The chancellor’s office experienced a reduction of 9 FTE from its 55.53 FTE — about a 16% cut, and the position of assistant chancellor for access campuses will be eliminated. The position is currently vacant after Martin Rudd died unexpectedly on Oct. 14.


Restructuring and moving forward

While the university is still formatting restructuring plans, Martini said that Reeve Memorial Union and Student Recreation and Wellness Center staff will be merged. Residence Life and Dining will also be merged, as well as Project Success — which works with students who have language-based learning disabilities — and the accessibility center.

Martini also said that most of the navigator positions have been eliminated. Student Success navigators help first-year students by reaching out to students, answering questions and providing resources. Martini said that the two remaining navigators will be moved to the new student and family program and will work on a “peer-based mentoring model.”

Leavitt added that he doesn’t intend on continuing funding for the Gruenhagen Conference Center, which serves as a conference building and residence hall, given its age.

He said he intends to “methodically replace [residence] halls” starting next fall, and that he wants Gruenhagen to be torn down to make room for a new building.

Leavitt and Martini also addressed some concerns and rumors that have been permeating around campus, including the possibility of majors being removed from UWO’s offerings.

While majors have been eliminated before, Martini said UWO is committed and obligated to continue teaching majors that students are enrolled in, and that students shouldn’t be worried about their majors no longer being offered.

“Changes are coming, but if you are in a major now, you are getting a degree in that major,” he said.

Leavitt also said that “we have no plans at this point … to cut programs” and highlighted the need to “conservatively grow enrollment.”

But as the university navigates its deficit, things will have to be adjusted, Martini said.

“This is not a perfect plan,” he said. “There will absolutely be things that we have not anticipated … so we will need to adjust as we go.”

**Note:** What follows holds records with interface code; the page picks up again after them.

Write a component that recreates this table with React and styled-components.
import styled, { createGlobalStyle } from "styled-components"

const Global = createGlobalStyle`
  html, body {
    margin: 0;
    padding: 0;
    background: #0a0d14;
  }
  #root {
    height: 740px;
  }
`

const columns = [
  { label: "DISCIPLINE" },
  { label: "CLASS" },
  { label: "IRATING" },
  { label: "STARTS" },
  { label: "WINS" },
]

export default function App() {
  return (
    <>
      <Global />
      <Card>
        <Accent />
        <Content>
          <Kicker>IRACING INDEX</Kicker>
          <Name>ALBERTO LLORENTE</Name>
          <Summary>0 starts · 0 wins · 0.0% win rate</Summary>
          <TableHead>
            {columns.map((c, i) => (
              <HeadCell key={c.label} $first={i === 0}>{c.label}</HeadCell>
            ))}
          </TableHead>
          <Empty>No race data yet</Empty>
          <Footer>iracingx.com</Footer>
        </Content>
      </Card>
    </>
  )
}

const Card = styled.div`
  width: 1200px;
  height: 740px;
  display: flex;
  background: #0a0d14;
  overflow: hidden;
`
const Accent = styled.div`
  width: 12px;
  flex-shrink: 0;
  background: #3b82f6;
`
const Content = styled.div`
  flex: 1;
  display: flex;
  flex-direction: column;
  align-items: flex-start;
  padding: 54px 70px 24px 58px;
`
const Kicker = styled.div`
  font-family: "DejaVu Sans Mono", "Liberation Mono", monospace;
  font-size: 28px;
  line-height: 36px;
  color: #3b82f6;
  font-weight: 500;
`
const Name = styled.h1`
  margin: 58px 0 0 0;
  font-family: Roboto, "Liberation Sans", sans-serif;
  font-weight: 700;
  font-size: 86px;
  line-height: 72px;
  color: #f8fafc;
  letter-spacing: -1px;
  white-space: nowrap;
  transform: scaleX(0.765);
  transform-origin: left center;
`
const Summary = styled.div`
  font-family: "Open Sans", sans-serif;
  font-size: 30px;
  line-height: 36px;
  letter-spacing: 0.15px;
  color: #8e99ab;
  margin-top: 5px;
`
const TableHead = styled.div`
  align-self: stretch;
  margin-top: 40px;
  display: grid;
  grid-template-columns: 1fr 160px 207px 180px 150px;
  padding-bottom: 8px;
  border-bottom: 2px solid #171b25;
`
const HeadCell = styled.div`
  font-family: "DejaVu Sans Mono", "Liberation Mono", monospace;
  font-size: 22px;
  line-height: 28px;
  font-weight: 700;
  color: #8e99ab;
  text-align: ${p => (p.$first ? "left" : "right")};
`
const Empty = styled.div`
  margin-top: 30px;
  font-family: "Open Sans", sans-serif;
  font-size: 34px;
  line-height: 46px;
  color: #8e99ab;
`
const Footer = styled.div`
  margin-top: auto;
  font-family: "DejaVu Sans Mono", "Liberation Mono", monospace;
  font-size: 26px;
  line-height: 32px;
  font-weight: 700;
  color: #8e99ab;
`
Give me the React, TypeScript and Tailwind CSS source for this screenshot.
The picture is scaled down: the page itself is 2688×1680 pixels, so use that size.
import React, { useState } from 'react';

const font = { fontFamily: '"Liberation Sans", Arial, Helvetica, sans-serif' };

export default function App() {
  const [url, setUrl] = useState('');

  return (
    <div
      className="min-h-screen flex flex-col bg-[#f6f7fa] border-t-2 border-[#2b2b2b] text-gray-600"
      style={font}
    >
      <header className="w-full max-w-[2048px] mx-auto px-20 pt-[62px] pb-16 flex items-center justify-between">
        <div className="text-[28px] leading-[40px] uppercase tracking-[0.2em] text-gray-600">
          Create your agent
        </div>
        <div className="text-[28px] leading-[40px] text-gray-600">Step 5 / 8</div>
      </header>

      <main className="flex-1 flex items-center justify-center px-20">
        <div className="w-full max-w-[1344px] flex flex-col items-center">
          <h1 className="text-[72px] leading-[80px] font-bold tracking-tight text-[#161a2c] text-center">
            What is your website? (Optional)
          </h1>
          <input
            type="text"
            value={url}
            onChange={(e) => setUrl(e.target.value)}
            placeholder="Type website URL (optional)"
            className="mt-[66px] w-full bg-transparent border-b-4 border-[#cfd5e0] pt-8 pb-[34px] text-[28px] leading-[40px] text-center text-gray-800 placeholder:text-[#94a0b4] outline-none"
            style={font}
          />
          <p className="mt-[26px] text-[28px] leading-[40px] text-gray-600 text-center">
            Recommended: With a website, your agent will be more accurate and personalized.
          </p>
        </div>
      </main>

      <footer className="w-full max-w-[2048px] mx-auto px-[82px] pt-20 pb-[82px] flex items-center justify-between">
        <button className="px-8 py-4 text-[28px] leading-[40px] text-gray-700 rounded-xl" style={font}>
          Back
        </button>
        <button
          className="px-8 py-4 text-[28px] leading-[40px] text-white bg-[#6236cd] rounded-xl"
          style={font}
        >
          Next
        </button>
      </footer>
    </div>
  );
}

Despite being in the midst of change, Martini said he is optimistic for the future of the university.

“We are getting through the worst of it,” he said. “But already, within the last two weeks, we have uncovered new ways of doing things in small areas. We will continue to discover new and better ways of doing things moving forward. Will we look different as an institution? Yes. But as we envision what UWO 2.0 will look like … I am convinced that UWO will be better and stronger on the other side.”